Take the listing from its first line through the line that contains "const curNo = 'bg-[linear-gradient(to_right,#f6bd5e,#fbdca6)]';" and please retype those lines exactly, leaving out the pictures.

> [Supplied material]

·····

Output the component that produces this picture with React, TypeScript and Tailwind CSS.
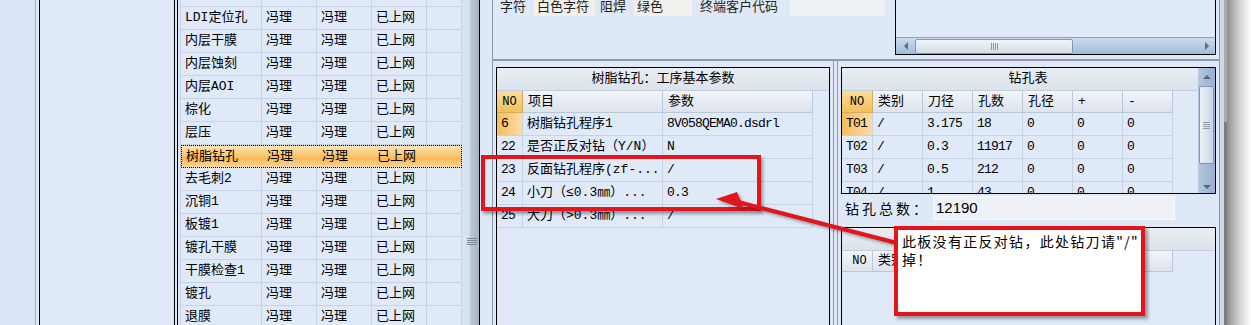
import React from 'react';

const steps = ['开料烘板', 'LDI定位孔', '内层干膜', '内层蚀刻', '内层AOI', '棕化', '层压', '树脂钻孔', '去毛刺2', '沉铜1', '板镀1', '镀孔干膜', '干膜检查1', '镀孔', '退膜'];
const stepWidths = ['w-[81px]', 'w-[55px]', 'w-[55px]', 'w-[55px]', 'w-[35px]'];

const params = [
  { no: '6', item: '树脂钻孔程序1', val: '8V058QEMA0.dsdrl' },
  { no: '22', item: '是否正反对钻（Y/N）', val: 'N' },
  { no: '23', item: '反面钻孔程序(zf-...', val: '/' },
  { no: '24', item: '小刀（≤0.3㎜）...', val: '0.3' },
  { no: '25', item: '大刀（>0.3㎜）...', val: '/' },
];

const drillCols = ['类别', '刀径', '孔数', '孔径', '+', '-'];
const drills = [
  ['T01', '/', '3.175', '18', '0', '0', '0'],
  ['T02', '/', '0.3', '11917', '0', '0', '0'],
  ['T03', '/', '0.5', '212', '0', '0', '0'],
  ['T04', '/', '1', '43', '0', '0', '0'],
];

// ascii-only cells get a tighter tracking so the mono latin reads like the half-width bitmap font
const tight = (s: string) => (/^[\x00-\x7f]*$/.test(s) ? 'tracking-[-0.8px]' : '');

const line = 'border-[#c6d3e4]';
const hdr = 'flex items-center pl-[5px] border-r border-b border-[#b9c7d9] bg-[linear-gradient(#f2f5f9,#dce3ed)]';
const hdrNo = 'flex items-center justify-center border-r border-b border-[#d7aa5c] bg-[linear-gradient(#fbdc98,#f4bf5e)] text-[12px]';
const titleBar = 'flex items-center justify-center border-b border-[#c3cedc] bg-[linear-gradient(#e9edf3,#dce3ec)]';
const curNo = 'bg-[linear-gradient(to_right,#f6bd5e,#fbdca6)]';

function StepGrid() {
  return (
    <div className="w-[282px] shrink-0 self-start mt-[-16px] border-l border-[#c3d0e1]">
      {steps.map((s) => {
        const sel = s === '树脂钻孔';
        const cells = [s, '冯理', '冯理', '已上网', ''];
        return (
          <div
            key={s}
            className={
              sel
                ? 'flex h-[23px] border border-dotted border-black bg-[linear-gradient(#fee5ae,#fbc66f_45%,#f8b85a_60%,#fcd797)]'
                : 'flex h-[23px] border-b border-[#c6d3e4] bg-[#dfe9f8]'
            }
          >
            {cells.map((c, j) => (
              <div
                key={j}
                className={`${stepWidths[j]} shrink-0 overflow-hidden whitespace-nowrap flex items-center pl-[4px] ${sel ? '' : 'border-r border-[#c6d3e4]'}`}
              >
                {c}
              </div>
            ))}
          </div>
        );
      })}
    </div>
  );
}

function Splitter() {
  return (
    <div className="w-[17px] shrink-0 pt-[238px] pl-[5px] bg-[linear-gradient(to_right,#dbe5f2_0px,#d3deec_8px,#bec8d6_8px,#a9b4c3_17px)]">
      <div className="flex flex-col gap-[1px] w-[10px]">
        {[0, 1, 2, 3].map((i) => (
          <div key={i} className="h-[1px] bg-[#7c899b]" />
        ))}
      </div>
    </div>
  );
}

function HScroll() {
  return (
    <div className="h-[17px] border-t border-[#8aa2c4] bg-[linear-gradient(#cddbee,#a3bbdb)] flex items-center">
      <div className="w-[19px] flex justify-center">
        <div className="w-0 h-0 border-y-[4px] border-y-transparent border-r-[4px] border-r-[#5a6b84]" />
      </div>
      <div className="w-[158px] h-[15px] rounded-[2px] border border-[#8097b8] bg-[linear-gradient(#f3f6fa,#d2dcea)] flex items-center justify-center gap-[1px]">
        {[0, 1, 2, 3].map((i) => (
          <div key={i} className="w-[1px] h-[7px] bg-[#8a9ab0]" />
        ))}
      </div>
      <div className="flex-1" />
      <div className="w-[16px] flex justify-center">
        <div className="w-0 h-0 border-y-[4px] border-y-transparent border-l-[4px] border-l-[#5a6b84]" />
      </div>
    </div>
  );
}

function VScroll() {
  return (
    <div className="w-[17px] shrink-0 flex flex-col items-center bg-[linear-gradient(to_right,#b5c8e2,#97afd2)]">
      <div className="h-[18px] flex items-center justify-center">
        <div className="w-0 h-0 border-x-[4px] border-x-transparent border-b-[4px] border-b-[#54647b]" />
      </div>
      <div className="w-[15px] h-[78px] rounded-[2px] border border-[#7f95b5] bg-[linear-gradient(to_right,#eef2f8,#c9d5e5)] flex flex-col items-center justify-center gap-[1px]">
        {[0, 1, 2, 3].map((i) => (
          <div key={i} className="w-[7px] h-[1px] bg-[#8a9ab0]" />
        ))}
      </div>
      <div className="flex-1" />
      <div className="h-[12px] flex items-center justify-center">
        <div className="w-0 h-0 border-x-[4px] border-x-transparent border-t-[4px] border-t-[#54647b]" />
      </div>
    </div>
  );
}

function ParamPanel() {
  return (
    <div className="h-[300px] border border-black flex flex-col bg-[#dfe9f8]">
      <div className={`h-[23px] shrink-0 ${titleBar}`}>树脂钻孔：工序基本参数</div>
      <div className="flex h-[22px] shrink-0">
        <div className={`w-[26px] ${hdrNo}`}>NO</div>
        <div className={`w-[140px] ${hdr}`}>项目</div>
        <div className={`w-[150px] ${hdr}`}>参数</div>
      </div>
      {params.map((p, i) => (
        <div key={p.no} className={`flex w-[316px] h-[23px] shrink-0 border-b ${line}`}>
          <div className={`w-[26px] border-r ${line} flex items-center pl-[4px] ${tight(p.no)} ${i === 0 ? curNo : ''}`}>{p.no}</div>
          <div className={`w-[140px] border-r ${line} flex items-center pl-[4px] whitespace-nowrap overflow-hidden`}>{p.item}</div>
          <div className={`w-[150px] border-r ${line} flex items-center pl-[4px] whitespace-nowrap overflow-hidden ${tight(p.val)}`}>{p.val}</div>
        </div>
      ))}
    </div>
  );
}

function DrillPanel() {
  return (
    <div className="h-[127px] shrink-0 border border-black flex overflow-hidden bg-[#dfe9f8]">
      <div className="w-[356px] flex flex-col">
        <div className={`h-[23px] shrink-0 pl-[16px] ${titleBar}`}>钻孔表</div>
        <div className="flex h-[22px] shrink-0">
          <div className={`w-[31px] ${hdrNo}`}>NO</div>
          {drillCols.map((c) => (
            <div key={c} className={`w-[50px] ${hdr}`}>{c}</div>
          ))}
        </div>
        {drills.map((r, i) => (
          <div key={r[0]} className={`flex w-[331px] h-[23px] shrink-0 border-b ${line}`}>
            {r.map((c, j) => (
              <div
                key={j}
                className={`${j === 0 ? 'w-[31px]' : 'w-[50px]'} shrink-0 border-r ${line} flex items-center pl-[4px] ${tight(c)} ${j === 0 && i === 0 ? curNo : ''}`}
              >
                {c}
              </div>
            ))}
          </div>
        ))}
      </div>
      <VScroll />
    </div>
  );
}

function SecondPanel() {
  return (
    <div className="mt-[7px] h-[120px] shrink-0 border border-black flex flex-col bg-[#dfe9f8]">
      <div className={`h-[23px] shrink-0 ${titleBar}`} />
      <div className="flex h-[21px] shrink-0">
        <div className={`w-[31px] ${hdr} pl-0 justify-center text-[12px]`}>NO</div>
        {drillCols.map((c) => (
          <div key={c} className={`w-[50px] ${hdr}`}>{c}</div>
        ))}
      </div>
    </div>
  );
}

function RightEdge() {
  return (
    <div className="w-[31px] shrink-0 flex">
      <div className="w-[4px] bg-[#d2d9e2]" />
      <div className="w-[3px] flex flex-col">
        <div className="h-[122px] bg-[#a9a9a9]" />
        <div className="flex-1 bg-[#7d7d7d]" />
      </div>
      <div className="flex-1 bg-[linear-gradient(to_right,#8f8f8f,#d6d6d6_55%,#ffffff)]" />
    </div>
  );
}

export default function App() {
  return (
    <div className="relative w-[1251px] h-[325px] overflow-hidden flex bg-[#dfe8f6] text-[13px] text-black font-['Liberation_Mono','Noto_Sans_CJK_SC',monospace]">
      <div className="w-[36px] shrink-0 border-r border-[#9cadc4] bg-[#d9e5f6]" />
      <div className="w-[3px] shrink-0" />
      <div className="w-[136px] shrink-0 border-x border-black bg-[#dfe9f8]" />
      <div className="w-[3px] shrink-0 border-r border-black" />
      <div className="w-[2px] shrink-0" />
      <StepGrid />
      <Splitter />

      <div className="shrink-0 flex border-l border-black pl-[12px]">
        <div className="w-[728px] flex flex-col">
          <div className="h-[61px] shrink-0 flex items-start border-x border-b-2 border-[#8d98a8] font-['Noto_Sans_CJK_SC',sans-serif] text-[#222]">
            <div className="flex items-center h-[21px] mt-[-5px] pl-[7px]">
              <span className="w-[34px]">字符</span>
              <div className="w-[61px] h-full bg-[#f1f0ec] flex items-center pl-[3px]">白色字符</div>
              <span className="w-[34px] ml-[5px]">阻焊</span>
              <div className="w-[58px] h-full bg-[#f1f0ec] flex items-center pl-[3px]">绿色</div>
              <span className="w-[90px] ml-[8px]">终端客户代码</span>
              <div className="w-[95px] h-full bg-[#eef1f4]" />
            </div>
            <div className="ml-auto mr-[3px] mt-[-10px] w-[321px] h-[65px] border-x border-b border-black bg-[#dfe9f7] flex flex-col justify-end">
              <HScroll />
            </div>
          </div>

          <div className="flex flex-1">
            <div className="w-[342px] shrink-0 border-x border-[#8d98a8] px-[3px] pt-[6px]">
              <ParamPanel />
            </div>
            <div className="w-[3px] shrink-0" />
            <div className="w-[383px] shrink-0 border-x border-[#8d98a8] px-[3px] pt-[6px] flex flex-col">
              <DrillPanel />
              <div className="h-[24px] mt-[2px] shrink-0 flex items-center pl-[4px]">
                <span className="w-[88px] text-[14px] tracking-[3px] font-['Noto_Sans_CJK_SC',sans-serif]">钻孔总数：</span>
                <div className="w-[242px] h-full bg-[#eef1f5] border border-[#f7f9fb] flex items-center pl-[2px] font-['Liberation_Sans',sans-serif] text-[15px]">
                  12190
                </div>
              </div>
              <SecondPanel />
            </div>
          </div>
        </div>
      </div>

      <RightEdge />

      <div className="absolute left-[481px] top-[155px] w-[280px] h-[56px] border-4 border-[#e3151c] shadow-[2px_3px_3px_rgba(0,0,0,0.35)]" />
      <svg
        className="absolute left-0 top-0 pointer-events-none drop-shadow-[2px_2px_1.5px_rgba(0,0,0,0.35)]"
        width="1251"
        height="325"
      >
        <line x1="738" y1="202" x2="897" y2="243" stroke="#e3151c" strokeWidth="4" />
        <polygon points="716,199 737,192 744,209" fill="#e3151c" />
      </svg>
      <div className="absolute left-[894px] top-[226px] w-[251px] h-[90px] border-4 border-[#e3151c] bg-white shadow-[3px_3px_3px_rgba(0,0,0,0.35)] font-['Noto_Sans_CJK_SC',sans-serif] text-[14px] tracking-[1.3px] leading-[18px] pl-[4px] pt-[2px] whitespace-nowrap">
        此板没有正反对钻，此处钻刀请"/"
        <br />
        掉！
      </div>
    </div>
  );
}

·····

> [Expected answer]
Output the component that produces this picture with React, TypeScript and Tailwind CSS.
import React from 'react';

const steps = ['开料烘板', 'LDI定位孔', '内层干膜', '内层蚀刻', '内层AOI', '棕化', '层压', '树脂钻孔', '去毛刺2', '沉铜1', '板镀1', '镀孔干膜', '干膜检查1', '镀孔', '退膜'];
const stepWidths = ['w-[81px]', 'w-[55px]', 'w-[55px]', 'w-[55px]', 'w-[35px]'];

const params = [
  { no: '6', item: '树脂钻孔程序1', val: '8V058QEMA0.dsdrl' },
  { no: '22', item: '是否正反对钻（Y/N）', val: 'N' },
  { no: '23', item: '反面钻孔程序(zf-...', val: '/' },
  { no: '24', item: '小刀（≤0.3㎜）...', val: '0.3' },
  { no: '25', item: '大刀（>0.3㎜）...', val: '/' },
];

const drillCols = ['类别', '刀径', '孔数', '孔径', '+', '-'];
const drills = [
  ['T01', '/', '3.175', '18', '0', '0', '0'],
  ['T02', '/', '0.3', '11917', '0', '0', '0'],
  ['T03', '/', '0.5', '212', '0', '0', '0'],
  ['T04', '/', '1', '43', '0', '0', '0'],
];

// ascii-only cells get a tighter tracking so the mono latin reads like the half-width bitmap font
const tight = (s: string) => (/^[\x00-\x7f]*$/.test(s) ? 'tracking-[-0.8px]' : '');

const line = 'border-[#c6d3e4]';
const hdr = 'flex items-center pl-[5px] border-r border-b border-[#b9c7d9] bg-[linear-gradient(#f2f5f9,#dce3ed)]';
const hdrNo = 'flex items-center justify-center border-r border-b border-[#d7aa5c] bg-[linear-gradient(#fbdc98,#f4bf5e)] text-[12px]';
const titleBar = 'flex items-center justify-center border-b border-[#c3cedc] bg-[linear-gradient(#e9edf3,#dce3ec)]';
const curNo = 'bg-[linear-gradient(to_right,#f6bd5e,#fbdca6)]';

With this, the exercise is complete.